Hormone Levels Altered After Long-Term Opioid Therapy

PALM SPRINGS, CA — Endocrine abnormalities may arise in patients following long-term opioid therapy, according to a study presented at the American Academy of Pain Medicine 2012 Annual Meeting.

Because little is known about opioid affects on the pituitary-adrenal-gonadal axis after a long period of treatment, Forest S. Tennant, MD, DrPH, of the Veract Intractable Pain Clinic, West Covina, CA, decided to conduct a study involving 10 men and 12 women with intractable pain. These patients were drawn from a rural California county clinic and had been maintained on opioids under the authority of the California Intractable Pain Act for ≥20 years.

Patients enrolled received an equivalent of 465–5,650mg morphine daily. No hormone replacement therapy was prescribed. During the study, each patient had an 8 a.m. fasting serum specimen taken that was tested for cortisol, pregnenolone, testosterone, estrogen, corticotropin (ACTH), and follicle stimulating hormone (FSH).

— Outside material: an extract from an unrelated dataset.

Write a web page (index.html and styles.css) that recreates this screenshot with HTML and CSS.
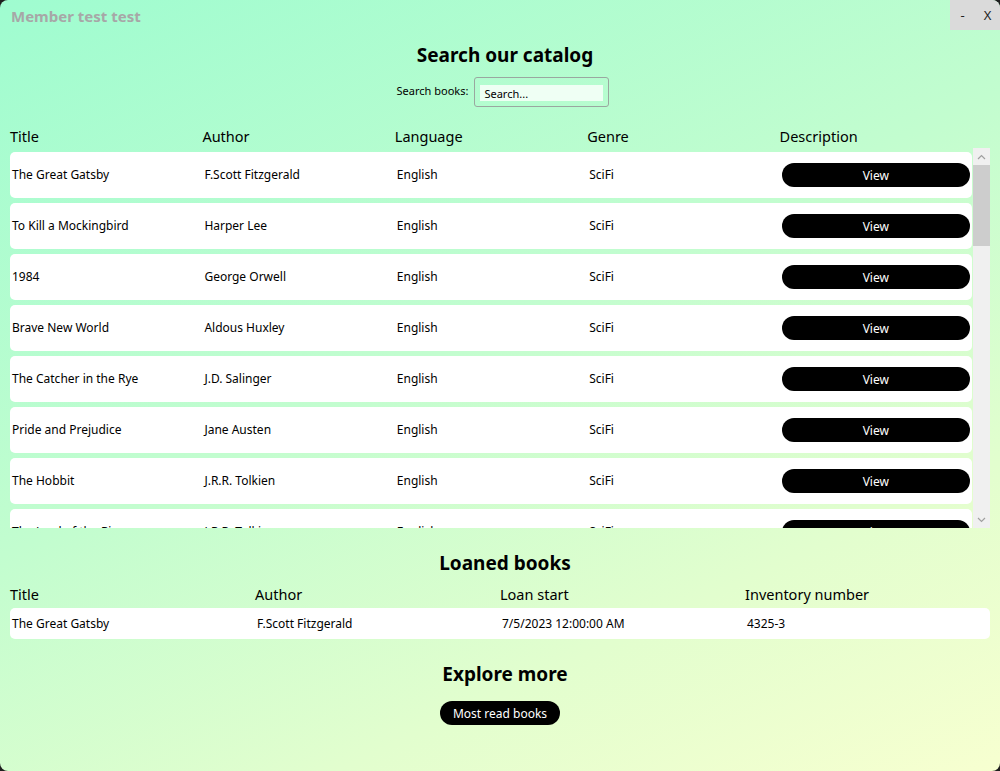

Two patients (9.1%) were normal on all six assays; 11 (50%) had only deficiencies, and five (22.7%) only elevations. Low testosterone was the most common abnormality and was present in 12 patients (54.5%), low FSH in six patients (30%), low cortisol and ACTH in two patients each (9.1%), and low pregnenolone and estrogen levels in one patient each (4.5%). High serum levels were found in patients as follows: cortisol in six patients (27.2%), pregnenolone in four (27.2%), ACTH in four (27.2%), and estrogen in one (4.5%).

Dr. Tennant concluded that low FSH and testosterone had major effects, and that the high levels of ACTH, estrogen, pregnenolone, and cortisol in some patients indicates that severe pain and its endocrine response may not be controlled by high-dose opioids.1 He added that patients with intractable pain must be routinely monitored with pituitary-adrenal-gonadal axis screening and clinically treated for deficient or excessive hormone levels.

References
1. Tennant F, Hermann L. Normalization of serum cortisol concentration with opioid treatment of severe chronic pain. Pain Med. 2002;3:132-134.